Left: epicardial apical ED contours drawn by readers. Right: the difference of consensus between pixel voting (cyan contour) and the STAPLE algorithm (red contour)

Reader assessment

In this study, we developed a resource CMR dataset, where myocardial contours were defined through a consensus of seven independent expert readers. The dataset will be useful for training and assessing new readers on contouring CMR images. Feedback to new readers can include graphical displays of areas of maximum disagreement (Fig. 4). Quantitative measurements can be measured in terms of mean, maximum and standard deviation of the distance from the new contour to the consensus.

Differences in mass and volumes derived by new reader contours can be compared with Table 2. The CMR data are available on request from the Cardiac Atlas Project for the purpose of training new readers and benchmarking automated processing methods. Note the consensus is a fusion of a number of different core labs, and does not reflect the practice of any particular lab.


Only fifteen cases of varying pathology were included in the study, due to the time consuming nature of manual contouring. However, the purpose of the study was to provide a resource for assessing automated methods and facilitating training. We therefore chose increased depth of readers from different centres over breadth of subjects. This provides considerable power for analysis of differences [15, 16]. Although resources are becoming available with many hundreds and even thousands of studies [5, 17], these provide manual contours from a small number (typically one or two) of centers. Our study therefore provides a unique resource representing the largest number of expert readers to date.

The SCMR guidelines [11] recommend either inclusion or exclusion of papillary muscles.
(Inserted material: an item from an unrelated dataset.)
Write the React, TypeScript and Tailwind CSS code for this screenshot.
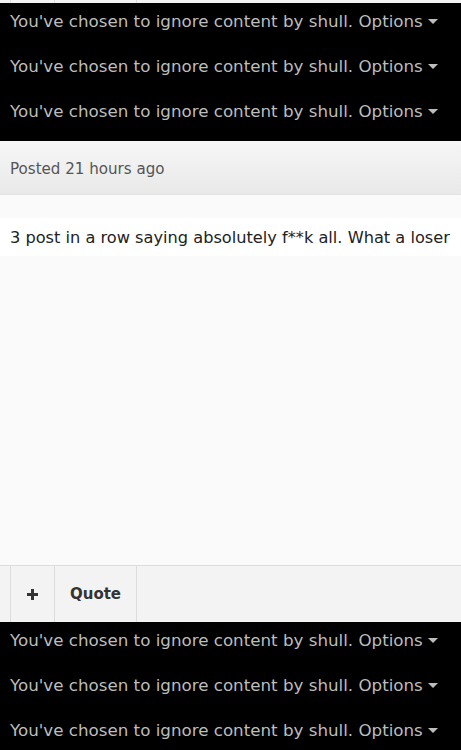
const font = { fontFamily: '"DejaVu Sans", "Liberation Sans", sans-serif' };

function IgnoredRow() {
  return (
    <div className="flex h-[45px] items-start pt-[6px] pl-[10px] text-[16.7px] leading-6 text-[#bdbdbd]">
      <span>You've chosen to ignore content by shull. Options</span>
      <svg className="ml-[5px] mt-[10px]" width="10" height="6" viewBox="0 0 10 6">
        <path d="M0 0 L10 0 L5 5 Z" fill="#bdbdbd" />
      </svg>
    </div>
  );
}

function ToolbarCells({ children }: { children?: [React.ReactNode, React.ReactNode] }) {
  return (
    <div className="flex h-full bg-[#f3f3f3]">
      <div className="w-[11px] border-r border-[#dcdcdc]" />
      <div className="flex w-[44px] items-center justify-center border-r border-[#dcdcdc]">
        {children?.[0]}
      </div>
      <div className="flex w-[82px] items-center justify-center border-r border-[#dcdcdc] text-[15px] font-bold text-[#333]">
        {children?.[1]}
      </div>
    </div>
  );
}

export default function App() {
  return (
    <div className="h-[750px] w-[461px] overflow-hidden bg-[#fafafa]" style={font}>
      <div className="h-[3px]">
        <ToolbarCells />
      </div>
      <div className="h-[138px] bg-black">
        <IgnoredRow />
        <IgnoredRow />
        <IgnoredRow />
      </div>
      <div className="flex h-[54px] items-center border-b border-[#e2e2e2] bg-gradient-to-b from-[#f6f6f6] to-[#e9e9e9] px-[10px] pt-[4px] text-[15.1px] text-[#555]">
        Posted 21 hours ago
      </div>
      <div className="h-[370px] pt-[23px]">
        <div className="flex h-[38px] items-center bg-white pl-[10px] pt-[2px] text-[16.2px] text-[#222]">
          3 post in a row saying absolutely f**k all. What a loser
        </div>
      </div>
      <div className="h-[57px] border-t border-[#dcdcdc]">
        <ToolbarCells>
          <svg width="13" height="13" viewBox="0 0 13 13">
            <path d="M6.5 1 V12 M1 6.5 H12" stroke="#333" strokeWidth="3" />
          </svg>
          Quote
        </ToolbarCells>
      </div>
      <div className="h-[128px] bg-black">
        <IgnoredRow />
        <IgnoredRow />
        <IgnoredRow />
      </div>
    </div>
  );
}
Our study excluded papillary muscles from the LV mass, but papillary muscles are myocardial tissue, which ideally should be included. The formation of a manual ground truth from many expert readers would be very time consuming, but very valuable for validating automated methods [18, 19]. In the future, more widely automated methods are likely to increase the number of centers quantifying papillary mass. Right ventricular and atria consensus contours would also be useful to establish in the future.


We have estimated a set of consensus myocardial contours from SSFP CMR short-axis slices from expert readers representing experienced core labs around the world. The consensus contours achieved better agreement in LV mass and volumes than between readers. This consensus dataset is valuable resource for the assessment of new readers, as a basis for multi-center analyses, as well as benchmarking automated methods. The main source of bias was small but consistent differences in contour placement in all areas.